Entries supplied:

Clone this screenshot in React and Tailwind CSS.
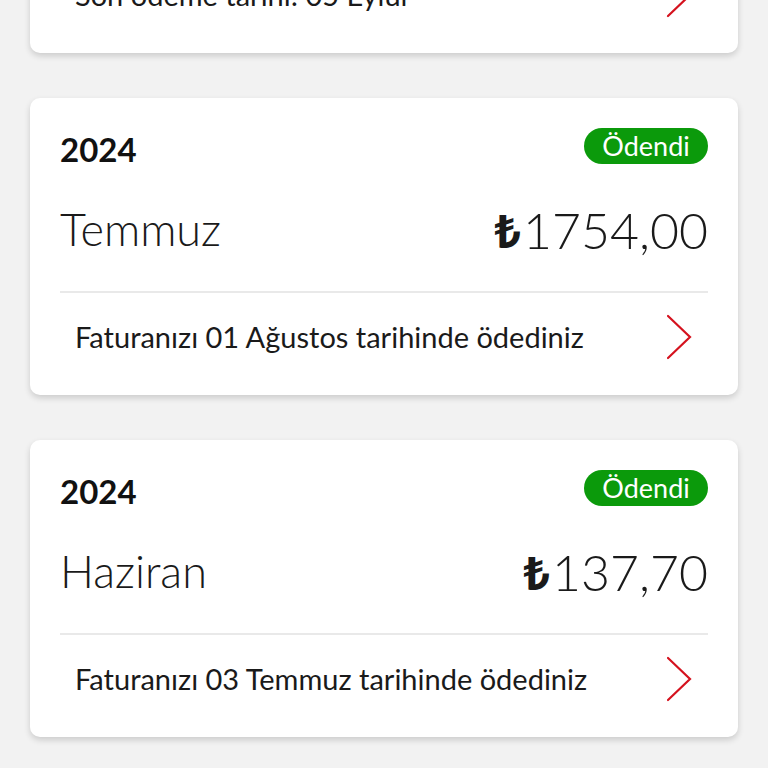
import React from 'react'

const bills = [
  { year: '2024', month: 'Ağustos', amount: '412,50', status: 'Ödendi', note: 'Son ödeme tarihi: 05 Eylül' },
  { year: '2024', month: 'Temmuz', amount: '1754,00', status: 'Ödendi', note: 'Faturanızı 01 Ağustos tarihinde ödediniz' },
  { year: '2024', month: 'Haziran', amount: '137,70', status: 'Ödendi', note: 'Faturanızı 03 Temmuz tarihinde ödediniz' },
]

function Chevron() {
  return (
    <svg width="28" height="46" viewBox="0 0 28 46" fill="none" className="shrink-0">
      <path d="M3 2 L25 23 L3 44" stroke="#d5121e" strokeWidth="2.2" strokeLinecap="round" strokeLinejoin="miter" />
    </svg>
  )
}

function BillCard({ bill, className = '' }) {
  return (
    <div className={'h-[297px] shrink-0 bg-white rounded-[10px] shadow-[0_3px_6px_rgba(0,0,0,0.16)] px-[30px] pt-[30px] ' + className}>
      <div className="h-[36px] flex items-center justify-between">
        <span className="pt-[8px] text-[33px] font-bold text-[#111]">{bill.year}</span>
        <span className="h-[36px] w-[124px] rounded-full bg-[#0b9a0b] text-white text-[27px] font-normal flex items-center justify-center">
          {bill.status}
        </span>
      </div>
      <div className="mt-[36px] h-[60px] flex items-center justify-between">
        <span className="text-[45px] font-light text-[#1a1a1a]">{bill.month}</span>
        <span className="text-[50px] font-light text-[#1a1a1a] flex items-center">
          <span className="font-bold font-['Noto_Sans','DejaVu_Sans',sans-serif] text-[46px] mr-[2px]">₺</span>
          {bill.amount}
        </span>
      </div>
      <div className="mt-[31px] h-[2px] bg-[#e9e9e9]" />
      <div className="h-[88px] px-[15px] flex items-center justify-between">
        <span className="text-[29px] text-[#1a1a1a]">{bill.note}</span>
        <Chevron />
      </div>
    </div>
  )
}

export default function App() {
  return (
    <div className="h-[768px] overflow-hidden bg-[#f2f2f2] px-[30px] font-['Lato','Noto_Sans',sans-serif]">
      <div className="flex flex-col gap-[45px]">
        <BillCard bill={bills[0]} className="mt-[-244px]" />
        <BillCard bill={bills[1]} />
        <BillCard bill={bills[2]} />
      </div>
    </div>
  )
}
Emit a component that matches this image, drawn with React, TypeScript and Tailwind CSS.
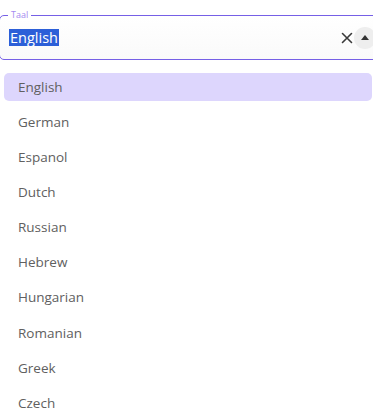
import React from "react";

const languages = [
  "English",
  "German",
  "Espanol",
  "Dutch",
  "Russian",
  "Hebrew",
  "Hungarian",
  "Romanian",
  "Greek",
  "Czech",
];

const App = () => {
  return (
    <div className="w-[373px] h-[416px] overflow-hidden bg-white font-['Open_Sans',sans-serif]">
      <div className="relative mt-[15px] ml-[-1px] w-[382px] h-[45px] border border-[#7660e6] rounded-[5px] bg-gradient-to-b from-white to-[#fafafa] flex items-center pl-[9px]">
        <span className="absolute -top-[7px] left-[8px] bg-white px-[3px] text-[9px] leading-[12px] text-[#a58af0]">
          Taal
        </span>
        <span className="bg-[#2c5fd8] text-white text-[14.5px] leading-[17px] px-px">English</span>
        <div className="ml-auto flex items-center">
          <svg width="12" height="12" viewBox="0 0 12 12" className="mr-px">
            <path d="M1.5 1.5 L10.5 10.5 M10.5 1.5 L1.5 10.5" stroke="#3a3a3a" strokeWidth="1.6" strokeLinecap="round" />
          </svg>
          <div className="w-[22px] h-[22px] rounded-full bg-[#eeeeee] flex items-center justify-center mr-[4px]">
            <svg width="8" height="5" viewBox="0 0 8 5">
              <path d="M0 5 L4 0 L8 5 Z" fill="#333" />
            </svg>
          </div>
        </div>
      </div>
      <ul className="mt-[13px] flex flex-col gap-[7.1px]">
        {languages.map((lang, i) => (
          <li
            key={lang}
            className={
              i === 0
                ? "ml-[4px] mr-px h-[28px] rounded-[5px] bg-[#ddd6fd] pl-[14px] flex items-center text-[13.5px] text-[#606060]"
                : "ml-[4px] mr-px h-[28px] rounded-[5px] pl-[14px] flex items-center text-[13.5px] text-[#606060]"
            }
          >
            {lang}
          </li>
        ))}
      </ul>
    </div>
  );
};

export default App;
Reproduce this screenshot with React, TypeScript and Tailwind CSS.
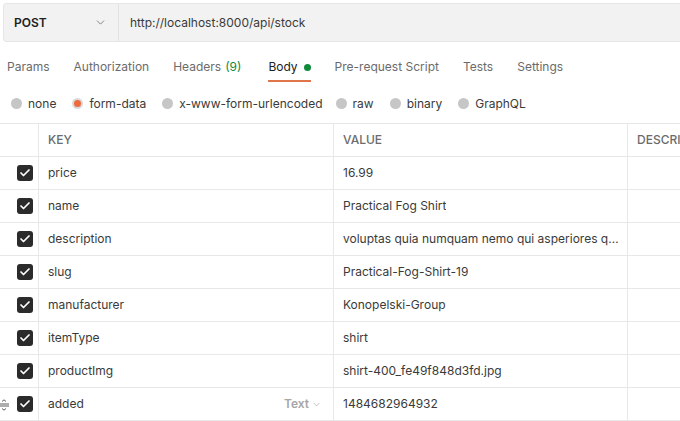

Work instructions: Quote every line word for word and keep the images out of the copy.

Response for this exercise:
Clone this screenshot in React and Tailwind CSS.
import React from 'react'

const bills = [
  { year: '2024', month: 'Ağustos', amount: '412,50', status: 'Ödendi', note: 'Son ödeme tarihi: 05 Eylül' },
  { year: '2024', month: 'Temmuz', amount: '1754,00', status: 'Ödendi', note: 'Faturanızı 01 Ağustos tarihinde ödediniz' },
  { year: '2024', month: 'Haziran', amount: '137,70', status: 'Ödendi', note: 'Faturanızı 03 Temmuz tarihinde ödediniz' },
]

function Chevron() {
  return (
    <svg width="28" height="46" viewBox="0 0 28 46" fill="none" className="shrink-0">
      <path d="M3 2 L25 23 L3 44" stroke="#d5121e" strokeWidth="2.2" strokeLinecap="round" strokeLinejoin="miter" />
    </svg>
  )
}

function BillCard({ bill, className = '' }) {
  return (
    <div className={'h-[297px] shrink-0 bg-white rounded-[10px] shadow-[0_3px_6px_rgba(0,0,0,0.16)] px-[30px] pt-[30px] ' + className}>
      <div className="h-[36px] flex items-center justify-between">
        <span className="pt-[8px] text-[33px] font-bold text-[#111]">{bill.year}</span>
        <span className="h-[36px] w-[124px] rounded-full bg-[#0b9a0b] text-white text-[27px] font-normal flex items-center justify-center">
          {bill.status}
        </span>
      </div>
      <div className="mt-[36px] h-[60px] flex items-center justify-between">
        <span className="text-[45px] font-light text-[#1a1a1a]">{bill.month}</span>
        <span className="text-[50px] font-light text-[#1a1a1a] flex items-center">
          <span className="font-bold font-['Noto_Sans','DejaVu_Sans',sans-serif] text-[46px] mr-[2px]">₺</span>
          {bill.amount}
        </span>
      </div>
      <div className="mt-[31px] h-[2px] bg-[#e9e9e9]" />
      <div className="h-[88px] px-[15px] flex items-center justify-between">
        <span className="text-[29px] text-[#1a1a1a]">{bill.note}</span>
        <Chevron />
      </div>
    </div>
  )
}

export default function App() {
  return (
    <div className="h-[768px] overflow-hidden bg-[#f2f2f2] px-[30px] font-['Lato','Noto_Sans',sans-serif]">
      <div className="flex flex-col gap-[45px]">
        <BillCard bill={bills[0]} className="mt-[-244px]" />
        <BillCard bill={bills[1]} />
        <BillCard bill={bills[2]} />
      </div>
    </div>
  )
}
Emit a component that matches this image, drawn with React, TypeScript and Tailwind CSS.
import React from "react";

const languages = [
  "English",
  "German",
  "Espanol",
  "Dutch",
  "Russian",
  "Hebrew",
  "Hungarian",
  "Romanian",
  "Greek",
  "Czech",
];

const App = () => {
  return (
    <div className="w-[373px] h-[416px] overflow-hidden bg-white font-['Open_Sans',sans-serif]">
      <div className="relative mt-[15px] ml-[-1px] w-[382px] h-[45px] border border-[#7660e6] rounded-[5px] bg-gradient-to-b from-white to-[#fafafa] flex items-center pl-[9px]">
        <span className="absolute -top-[7px] left-[8px] bg-white px-[3px] text-[9px] leading-[12px] text-[#a58af0]">
          Taal
        </span>
        <span className="bg-[#2c5fd8] text-white text-[14.5px] leading-[17px] px-px">English</span>
        <div className="ml-auto flex items-center">
          <svg width="12" height="12" viewBox="0 0 12 12" className="mr-px">
            <path d="M1.5 1.5 L10.5 10.5 M10.5 1.5 L1.5 10.5" stroke="#3a3a3a" strokeWidth="1.6" strokeLinecap="round" />
          </svg>
          <div className="w-[22px] h-[22px] rounded-full bg-[#eeeeee] flex items-center justify-center mr-[4px]">
            <svg width="8" height="5" viewBox="0 0 8 5">
              <path d="M0 5 L4 0 L8 5 Z" fill="#333" />
            </svg>
          </div>
        </div>
      </div>
      <ul className="mt-[13px] flex flex-col gap-[7.1px]">
        {languages.map((lang, i) => (
          <li
            key={lang}
            className={
              i === 0
                ? "ml-[4px] mr-px h-[28px] rounded-[5px] bg-[#ddd6fd] pl-[14px] flex items-center text-[13.5px] text-[#606060]"
                : "ml-[4px] mr-px h-[28px] rounded-[5px] pl-[14px] flex items-center text-[13.5px] text-[#606060]"
            }
          >
            {lang}
          </li>
        ))}
      </ul>
    </div>
  );
};

export default App;
Reproduce this screenshot with React, TypeScript and Tailwind CSS.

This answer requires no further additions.